While Reid is a novice in the class, six-year veteran Les Green is more familiar with crafting and has made furniture in the past.

Green said the key is not to be worried about making mistakes.

“If you make a mistake, you make a mistake,” he said. “What are you going to do? It’s part of the experience process. As you get older, you get more experience. I prefer to say that instead of aging.”

Each experience impacts each veteran differently.

Green was extremely proud of his wood-carving project. The class carved birds in the third class.

“I posted it to the Internet!” Green said with an accomplished smile. “My cousin said it was really great. She was so surprised. She said she didn’t think I had any talent at all.”

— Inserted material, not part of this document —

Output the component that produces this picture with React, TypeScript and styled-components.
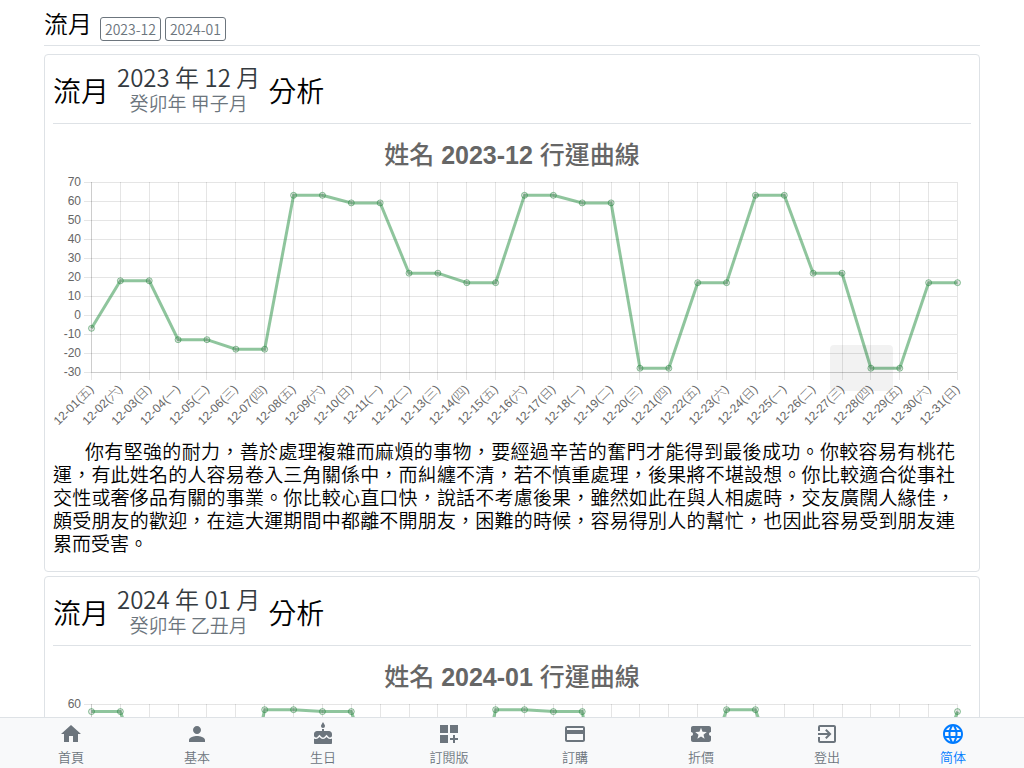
import React from "react";
import styled, { createGlobalStyle } from "styled-components";
import {
  MdHome,
  MdPerson,
  MdCake,
  MdDashboardCustomize,
  MdPayment,
  MdLocalActivity,
  MdExitToApp,
  MdLanguage,
} from "react-icons/md";

const GlobalStyle = createGlobalStyle`
  *, *::before, *::after { box-sizing: border-box; }
  body {
    margin: 0;
    background: #fff;
    color: #000;
    font-family: "Noto Sans CJK TC", "Noto Sans", sans-serif;
    font-weight: 350;
  }
`;

const Shell = styled.div`
  display: flex;
  flex-direction: column;
  height: 100vh;
`;

const Content = styled.main`
  flex: 1;
  min-height: 0;
  overflow-y: auto;
  scrollbar-width: none;
  padding: 0 44px;
`;

const TopBar = styled.header`
  display: flex;
  align-items: flex-end;
  gap: 4px;
  height: 46px;
  padding-bottom: 4px;
  margin-bottom: 8px;
  border-bottom: 1px solid #dee2e6;
`;

const PageTitle = styled.h1`
  margin: 0 4px 0 0;
  font-size: 24px;
  line-height: 36px;
  font-weight: inherit;
`;

const MonthButton = styled.button`
  height: 24px;
  padding: 0 4px;
  border: 1px solid #6c757d;
  border-radius: 3px;
  background: transparent;
  color: #6c757d;
  font-family: inherit;
  font-size: 14px;
  font-weight: inherit;
  line-height: 22px;
  cursor: pointer;
`;

const Card = styled.section`
  margin-bottom: 4px;
  padding: 8px;
  border: 1px solid #dee2e6;
  border-radius: 4px;
`;

const CardHeader = styled.h2`
  display: flex;
  align-items: center;
  gap: 8px;
  height: 61px;
  margin: 0 0 6px;
  padding-bottom: 6px;
  border-bottom: 1px solid #dee2e6;
  font-size: 28px;
  line-height: 32px;
  font-weight: inherit;
`;

const MonthName = styled.span`
  display: flex;
  flex-direction: column;
  align-items: center;
  padding-bottom: 4px;
  color: #343a40;
  font-size: 24px;
  line-height: 28px;
`;

const LunarName = styled.small`
  color: #6c757d;
  font-size: 19px;
  line-height: 23px;
`;

const Reading = styled.p`
  margin: 3px 0 9px;
  padding-right: 16px;
  font-size: 19px;
  line-height: 23px;
  text-indent: 32px;
  text-align: justify;
`;

const ChartSvg = styled.svg`
  display: block;
  width: 100%;
  height: auto;
  font-family: "Liberation Sans", "Noto Sans CJK TC", sans-serif;
  font-size: 12px;
  font-weight: 300;
  fill: #666;
`;

const ChartTitle = styled.text`
  font-size: 25px;
  font-weight: 700;
`;

const TitleWord = styled.tspan`
  font-weight: 500;
`;

const NavBar = styled.nav`
  display: flex;
  height: 51px;
  padding: 0 8px;
  border-top: 1px solid #dee2e6;
  background: #f8f9fa;
`;

const NavLink = styled.a<{ $active?: boolean }>`
  flex: 1;
  display: flex;
  flex-direction: column;
  align-items: center;
  padding-top: 4px;
  color: ${(p) => (p.$active ? "#007bff" : "#6c757d")};
  font-size: 13px;
  line-height: 22px;
  text-decoration: none;

  svg {
    flex: none;
  }
`;

type Month = {
  id: string;
  year: string;
  month: string;
  lunar: string;
  max: number;
  firstWeekday: number;
  values: number[];
  tooltip?: boolean;
  reading: string;
};

const months: Month[] = [
  {
    id: "2023-12",
    year: "2023",
    month: "12",
    lunar: "癸卯年 甲子月",
    max: 70,
    firstWeekday: 5,
    tooltip: true,
    values: [
      -7, 18, 18, -13, -13, -18, -18, 63, 63, 59, 59, 22, 22, 17, 17, 63, 63,
      59, 59, -28, -28, 17, 17, 63, 63, 22, 22, -28, -28, 17, 17,
    ],
    reading:
      "你有堅強的耐力，善於處理複雜而麻煩的事物，要經過辛苦的奮門才能得到最後成功。你較容易有桃花運，有此姓名的人容易卷入三角關係中，而糾纏不清，若不慎重處理，後果將不堪設想。你比較適合從事社交性或奢侈品有關的事業。你比較心直口快，說話不考慮後果，雖然如此在與人相處時，交友廣闊人緣佳，頗受朋友的歡迎，在這大運期間中都離不開朋友，困難的時候，容易得別人的幫忙，也因此容易受到朋友連累而受害。",
  },
  {
    id: "2024-01",
    year: "2024",
    month: "01",
    lunar: "癸卯年 乙丑月",
    max: 60,
    firstWeekday: 1,
    values: [
      56, 56, 13, 13, -10, -10, 57, 57, 56, 56, 13, 13, -10, -10, 57, 57, 56,
      56, -28, -28, 13, 13, 57, 57, 13, 13, -28, -28, 13, 13, 56,
    ],
    reading: "",
  },
];

const WEEKDAYS = "日一二三四五六";
const LEFT = 38;
const RIGHT = 904;
const TOP = 52;
const ROW = 19;
const ROWS = 10;
const BOTTOM = TOP + ROW * ROWS;
const LINE = "rgba(32, 140, 60, 0.5)";

function MonthChart({ data }: { data: Month }) {
  const step = (RIGHT - LEFT) / (data.values.length - 1);
  const x = (i: number) => LEFT + 0.5 + i * step;
  const y = (v: number) => TOP + ((data.max - v) / 10) * ROW;
  const rows = Array.from({ length: ROWS + 1 }, (_, i) => i);

  return (
    <ChartSvg viewBox="0 0 918 306" role="img" aria-label={`${data.id} 行運曲線`}>
      <ChartTitle x="459" y="34" textAnchor="middle">
        <TitleWord>姓名</TitleWord> {data.id} <TitleWord>行運曲線</TitleWord>
      </ChartTitle>
      {rows.map((r) => (
        <g key={r}>
          <rect x={LEFT - 7} y={TOP + r * ROW} width={RIGHT - LEFT + 7} height="1" fill="rgba(0,0,0,0.1)" />
          <text x="28" y={TOP + r * ROW + 4} textAnchor="end">
            {data.max - r * 10}
          </text>
        </g>
      ))}
      {data.values.map((_, i) => (
        <g key={i}>
          <rect x={Math.floor(x(i))} y={TOP} width="1" height={BOTTOM - TOP + 8} fill="rgba(0,0,0,0.1)" />
          <text transform={`translate(${x(i)} ${BOTTOM + 15}) rotate(-45)`} x="0" y="4" textAnchor="end">
            {`${data.month}-${String(i + 1).padStart(2, "0")}(${WEEKDAYS[(data.firstWeekday + i) % 7]})`}
          </text>
        </g>
      ))}
      <rect x={LEFT} y={TOP} width="1" height={BOTTOM - TOP} fill="rgba(0,0,0,0.1)" />
      <rect x={LEFT} y={BOTTOM} width={RIGHT - LEFT} height="1" fill="rgba(0,0,0,0.1)" />
      <polyline
        points={data.values.map((v, i) => `${x(i)},${y(v)}`).join(" ")}
        fill="none"
        stroke={LINE}
        strokeWidth="3"
      />
      {data.values.map((v, i) => (
        <circle key={i} cx={x(i)} cy={y(v)} r="3" fill="rgba(0,0,0,0.1)" stroke={LINE} />
      ))}
      {data.tooltip && (
        <path
          d="M781 215h55a4 4 0 0 1 4 4v17l3 2-3 2v17a4 4 0 0 1-4 4h-55a4 4 0 0 1-4-4v-38a4 4 0 0 1 4-4z"
          fill="rgba(0,0,0,0.05)"
        />
      )}
    </ChartSvg>
  );
}

const navItems = [
  { label: "首頁", Icon: MdHome },
  { label: "基本", Icon: MdPerson },
  { label: "生日", Icon: MdCake },
  { label: "訂閱版", Icon: MdDashboardCustomize },
  { label: "訂購", Icon: MdPayment },
  { label: "折價", Icon: MdLocalActivity },
  { label: "登出", Icon: MdExitToApp },
  { label: "简体", Icon: MdLanguage, active: true },
];

export default function App() {
  return (
    <Shell lang="zh-Hant">
      <GlobalStyle />
      <Content>
        <TopBar>
          <PageTitle>流月</PageTitle>
          {months.map((m) => (
            <MonthButton key={m.id} type="button">
              {m.id}
            </MonthButton>
          ))}
        </TopBar>
        {months.map((m) => (
          <Card key={m.id}>
            <CardHeader>
              <span>流月</span>
              <MonthName>
                {m.year} 年 {m.month} 月<LunarName>{m.lunar}</LunarName>
              </MonthName>
              <span>分析</span>
            </CardHeader>
            <MonthChart data={m} />
            {m.reading && <Reading>{m.reading}</Reading>}
          </Card>
        ))}
      </Content>
      <NavBar>
        {navItems.map(({ label, Icon, active }) => (
          <NavLink key={label} href="#" $active={active}>
            <Icon size={24} />
            {label}
          </NavLink>
        ))}
      </NavBar>
    </Shell>
  );
}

Family members play a key role in the class as well. Many family and friends motivate the veterans to come each week. Reid’s granddaughter attends the class with him occasionally. And National Guard veteran Steven Derry’s wife pushed him to sign up.

“My wife said, ‘Get out of the house,’” he said. “I’m retired, so I’ve got the time to do it.”

Derry, whose family moved from New York to Georgia about a year ago, uses the class to make new friends and socialize.

Unexpected outcome

Helen Arts & Heritage Center President Nancy Ackerman said the response to the class took her by surprise.

“There have been no closed doors,” she said. “I mean, everything is opening up. It’s amazing. I had no idea the need was so great.”

The program is funded with a $5,000 grant from Help Hospitalized Veterans, a nonprofit out of California. It is the first of its kind. Ackerman said she hopes it will continue to grow, allowing more veterans to benefit from the class.

“If we’ve affected just one person’s life, we’ve not failed at anything,” she said. “When you see the difference it’s made in their lives — when you have men who can barely walk, drive themselves and come every week – there’s something there.”

Ackerman, who paints and does glasswork, said she understands why the program is so important for the veterans.

“There’s a quiet that falls over you when you’re working on that piece,” she said. “It’s just you and what you’re doing. It’s your world right then. It takes away the stresses and everything.”

Ackerman said she believes veterans such as Reid, who have a difficult time after service, need a stress-free place to focus on something simple.

Reid agrees.

“We would have to do such crazy stuff — we’d put our lives at risk — and I would try to explain to them (his team), ‘We’re doing this for those people back home,’” he said.

“Then when I got home, I realized nobody really cared. It felt like when I got out nobody out here really knew about anything that we were doing and nobody really cared.”

Now, with the art workshop, Reid said he feels like the community cares. Plus, it’s giving him the chance to bounce back and be active.

“This gets me out of the house,” he said. “I enjoy it, and even with the little projects, I’m very proud that I was actually able to do it.”